Die Forderung Putins: Die Ukraine dürfe kein Nato-Mitglied werden. Er forderte ein Ende der Nato-Osterweiterung, warf dem Westen vor, seine Zusagen zu brechen. Und nannte angebliche Garantien aus dem Jahr 1990. Ein Argument, das er auch bei der Annexion der Krim 2014 vorbrachte.

Krieg in der Ukraine: War die Nato wirklich eine Bedrohung für Putin?

Dabei hat es solche Garantien laut Historikern nie gegeben. Es gibt keine Belege dafür, dass die Nato Russland „hintergangen“ hat. Und auch ein Beitritt der Ukraine war lange kein Thema mehr: 2008 wurde dem Land zwar eine Nato-Beitrittsperspektive gegeben, allerdings liegt der Beitritt seither auf Eis. Und hätte auf absehbare Zeit auch nicht auf der Tagesordnung gestanden.

Auch Putins Vorwand, die Nato bedrohe Russland, ist eine Lüge. Die Nato-Russland-Grundakte von 1997 untersagt zusätzliche dauerhafte Stationierung von Kampftruppen in den Beitrittsstaaten. Erst als sich Beziehungen zu Russland immer weiter verschlechterten, wurden kleine Kontinente an der Ostflanke stationiert (rund 5000 Soldaten) – aber auch die waren viel zu klein, um eine echte Bedrohung für Russland darzustellen.

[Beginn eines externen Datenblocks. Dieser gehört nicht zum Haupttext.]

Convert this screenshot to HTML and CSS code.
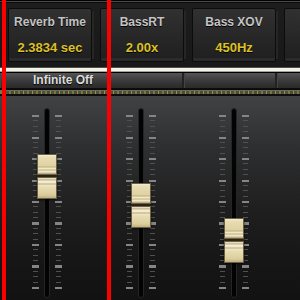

Krieg in der Ukraine: Am 24. Februar 2022 rollen die Panzer

Mit viel Diplomatie und jeder Menge Treffen hat der Westen versucht, Putins Bedenken zu zerstreuen. Mit bilateralen US-Russland-Gesprächen, mit dem Nato-Russland-Rat, mit einem Treffen der Organisation für Sicherheit und Zusammenarbeit in Europa (OSZE). Ergebnislos. Am 21. Februar 2022 erkennt Putin die selbst ernannten „Volksrepubliken“ Luhansk und Donezk als unabhängige Staaten an, tags darauf stimmt auch die Staatsduma zu. Der Minsker Friedensprozess war damit gestorben.

Russische Soldaten sollen in die ostukrainischen Separatistengebiete entsandt werden. Drei Tage später rollen die Panzer, marschieren die Truppen. Wladimir Putin überfällt die Ukraine.

Krieg in der Ukraine: Was will Putin wirklich?

Was treibt Putin wirklich an, diesen Krieg in der Ukraine zu führen? 2005 bezeichnete der einstige KGB-Mann in einer Rede das Ende der Sowjetunion als „die größte geopolitische Katastrophe“ des 20. Jahrhunderts, spricht von einer „Tragödie“. Will er die einstige Sowjetunion neu aufleben lassen?

Fest steht, dass er gewaltsam Grenzen verschieben will. Für ihn wäre eine Art Jalta-Konferenz 2.0 das angestrebte Ziel – mit ihr wurde 1945 nach dem Zweiten Weltkrieg Europa unter den Siegermächten aufgeteilt, der Kontinent wurde in Einflusssphären geregelt. Dass viele ehemalige Sowjetstaaten wie die Ukraine sich dem Westen angenähert haben und sich viele Menschen dort eine echte Demokratie wünschen, will Putin nicht. Schon gar nicht, dass der Nachbar Mitglied eines westlichen Bündnisses wird. Dass die Ukraine ein souveräner Staat ist, der selbst über sein Schicksal entscheidet, ist ihm egal. Grenzen ebenso. Er will eine neue Weltordnung mit Waffen erzwingen.